*Brief*
Copy each line below exactly and leave the pictures out.

● ● ● ● ●

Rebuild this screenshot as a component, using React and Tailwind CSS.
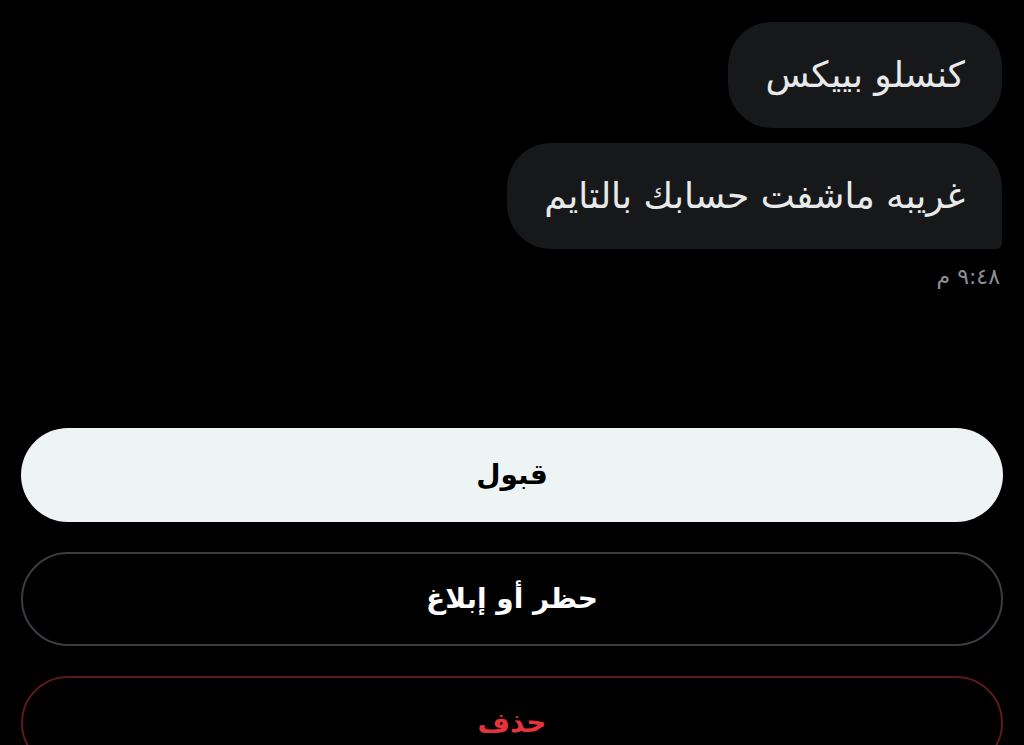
import React from "react";

const messages = ["كنسلو بييكس", "غريبه ماشفت حسابك بالتايم"];

const App = () => {
  return (
    <div
      dir="rtl"
      className="w-[1024px] h-[745px] overflow-hidden bg-black"
      style={{ fontFamily: '"DejaVu Sans", "Noto Sans", sans-serif' }}
    >
      {/* Messages */}
      <div className="flex flex-col items-start gap-[15px] pt-[22px] pr-[22px]">
        {messages.map((m, i) => (
          <div
            key={i}
            className={`h-[106px] flex items-center px-[37px] bg-[#16181a] text-[#e7e9ea] text-[36px] rounded-[44px] ${
              i === messages.length - 1 ? "rounded-br-[6px]" : ""
            }`}
          >
            {m}
          </div>
        ))}
        <p className="text-[22px] text-[#8b8f94] mt-[-4px] pr-[2px]">٩:٤٨ م</p>
      </div>

      {/* Actions */}
      <div className="flex flex-col gap-[30px] px-[21px] mt-[135px]">
        <button className="h-[94px] w-full rounded-full bg-[#eef3f3] text-black text-[28px] font-bold">
          قبول
        </button>
        <button className="h-[94px] w-full rounded-full border-2 border-[#3a3d42] text-white text-[28px] font-bold">
          حظر أو إبلاغ
        </button>
        <button className="h-[94px] w-full rounded-full border-2 border-[#5c1a1e] text-[#e5333c] text-[28px] font-bold">
          حذف
        </button>
      </div>
    </div>
  );
};

export default App;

● ● ● ● ●

*Full output*
Rebuild this screenshot as a component, using React and Tailwind CSS.
import React from "react";

const messages = ["كنسلو بييكس", "غريبه ماشفت حسابك بالتايم"];

const App = () => {
  return (
    <div
      dir="rtl"
      className="w-[1024px] h-[745px] overflow-hidden bg-black"
      style={{ fontFamily: '"DejaVu Sans", "Noto Sans", sans-serif' }}
    >
      {/* Messages */}
      <div className="flex flex-col items-start gap-[15px] pt-[22px] pr-[22px]">
        {messages.map((m, i) => (
          <div
            key={i}
            className={`h-[106px] flex items-center px-[37px] bg-[#16181a] text-[#e7e9ea] text-[36px] rounded-[44px] ${
              i === messages.length - 1 ? "rounded-br-[6px]" : ""
            }`}
          >
            {m}
          </div>
        ))}
        <p className="text-[22px] text-[#8b8f94] mt-[-4px] pr-[2px]">٩:٤٨ م</p>
      </div>

      {/* Actions */}
      <div className="flex flex-col gap-[30px] px-[21px] mt-[135px]">
        <button className="h-[94px] w-full rounded-full bg-[#eef3f3] text-black text-[28px] font-bold">
          قبول
        </button>
        <button className="h-[94px] w-full rounded-full border-2 border-[#3a3d42] text-white text-[28px] font-bold">
          حظر أو إبلاغ
        </button>
        <button className="h-[94px] w-full rounded-full border-2 border-[#5c1a1e] text-[#e5333c] text-[28px] font-bold">
          حذف
        </button>
      </div>
    </div>
  );
};

export default App;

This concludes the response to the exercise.